▶ _Task instructions_: Pull out every line below containing the word "React".

☆ ☆ ☆

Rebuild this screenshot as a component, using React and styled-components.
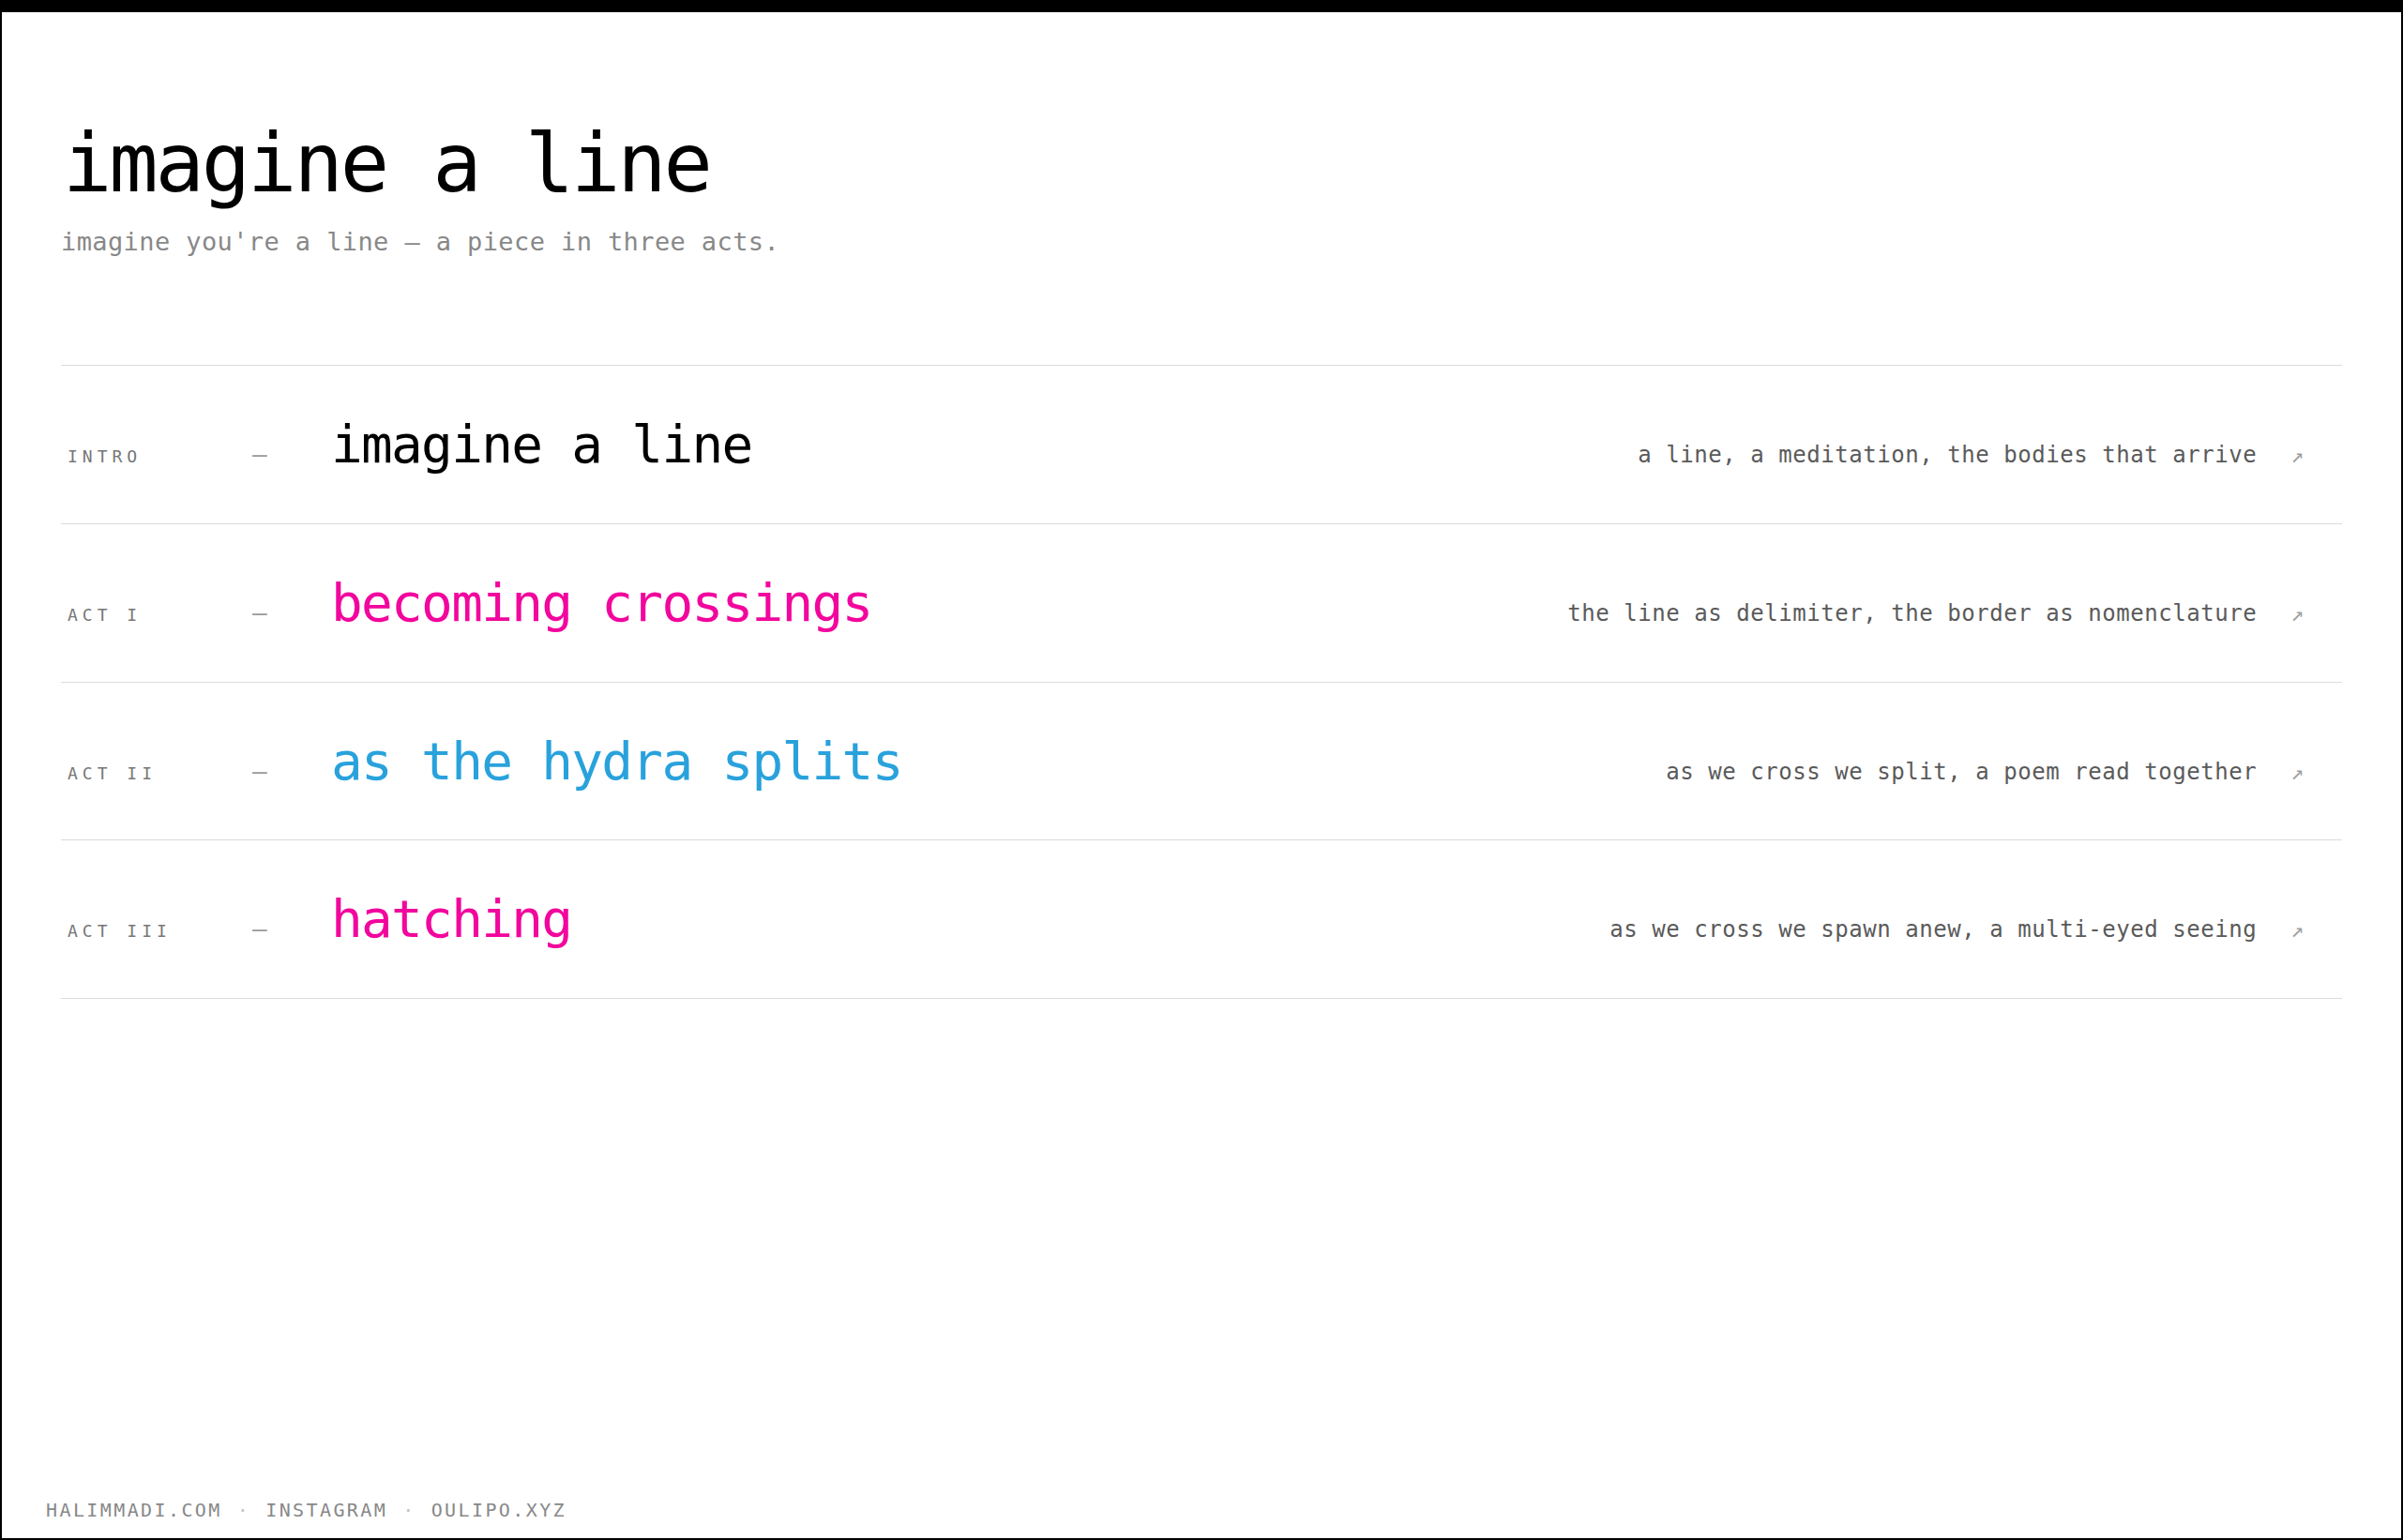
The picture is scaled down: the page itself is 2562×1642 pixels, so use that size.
import React from "react";
import styled, { createGlobalStyle } from "styled-components";

const GlobalStyle = createGlobalStyle`
  html, body {
    margin: 0;
    padding: 0;
    background: #fff;
  }

  body {
    font-family: "DejaVu Sans Mono", "Liberation Mono", monospace;
    color: #000;
  }
`;

const Frame = styled.div`
  min-height: 100vh;
  box-sizing: border-box;
  border: 2px solid #000;
  border-top-width: 13px;
  display: flex;
  flex-direction: column;
`;

const Main = styled.main`
  padding: 118px 63px 0;
`;

const Title = styled.h1`
  margin: 0 0 0 2px;
  font-size: 87px;
  font-weight: 400;
  line-height: 87px;
  letter-spacing: -3.1px;
  color: #000;
`;

const Subtitle = styled.p`
  margin: 22px 0 0;
  font-size: 27px;
  line-height: 36px;
  letter-spacing: 0.4px;
  color: #888;
`;

const List = styled.nav`
  margin-top: 113px;
  border-top: 1px solid #dcdcdc;
`;

const Row = styled.a`
  display: flex;
  align-items: baseline;
  padding: 50px 41px 50px 7px;
  border-bottom: 1px solid #dcdcdc;
  text-decoration: none;
  color: inherit;
`;

const Label = styled.span`
  flex: 0 0 197px;
  font-size: 18px;
  letter-spacing: 5px;
  color: #777;
`;

const Dash = styled.span`
  flex: 0 0 84px;
  font-size: 26px;
  color: #999;
`;

const ActTitle = styled.span`
  flex: 1;
  font-size: 56px;
  line-height: 67.8px;
  letter-spacing: -0.03em;
  color: ${(p) => p.$tone};
`;

const Blurb = styled.span`
  font-size: 24px;
  letter-spacing: 0.55px;
  color: #5a5a5a;
`;

const Arrow = styled.span`
  margin-left: 36px;
  font-size: 23px;
  color: #a0a0a0;
`;

const Footer = styled.footer`
  margin-top: auto;
  padding: 0 44px 18px 47px;
  display: flex;
  gap: 16px;
  font-size: 20px;
  line-height: 24px;
  letter-spacing: 2.4px;
  color: #888;
`;

const Sep = styled.span`
  color: #c4c4c4;
`;

const PINK = "#f2069d";
const BLUE = "#29a2dc";

const acts = [
  {
    label: "INTRO",
    title: "imagine a line",
    tone: "#000",
    blurb: "a line, a meditation, the bodies that arrive",
  },
  {
    label: "ACT I",
    title: "becoming crossings",
    tone: PINK,
    blurb: "the line as delimiter, the border as nomenclature",
  },
  {
    label: "ACT II",
    title: "as the hydra splits",
    tone: BLUE,
    blurb: "as we cross we split, a poem read together",
  },
  {
    label: "ACT III",
    title: "hatching",
    tone: PINK,
    blurb: "as we cross we spawn anew, a multi-eyed seeing",
  },
];

export default function App() {
  return (
    <>
      <GlobalStyle />
      <Frame>
        <Main>
          <Title>imagine a line</Title>
          <Subtitle>imagine you're a line — a piece in three acts.</Subtitle>

          <List>
            {acts.map((act) => (
              <Row key={act.label} href="#">
                <Label>{act.label}</Label>
                <Dash>—</Dash>
                <ActTitle $tone={act.tone}>{act.title}</ActTitle>
                <Blurb>{act.blurb}</Blurb>
                <Arrow>↗</Arrow>
              </Row>
            ))}
          </List>
        </Main>

        <Footer>
          <span>HALIMMADI.COM</span>
          <Sep>·</Sep>
          <span>INSTAGRAM</span>
          <Sep>·</Sep>
          <span>OULIPO.XYZ</span>
        </Footer>
      </Frame>
    </>
  );
}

☆ ☆ ☆

▶ _Response to the exercise_:
Rebuild this screenshot as a component, using React and styled-components.
import React from "react";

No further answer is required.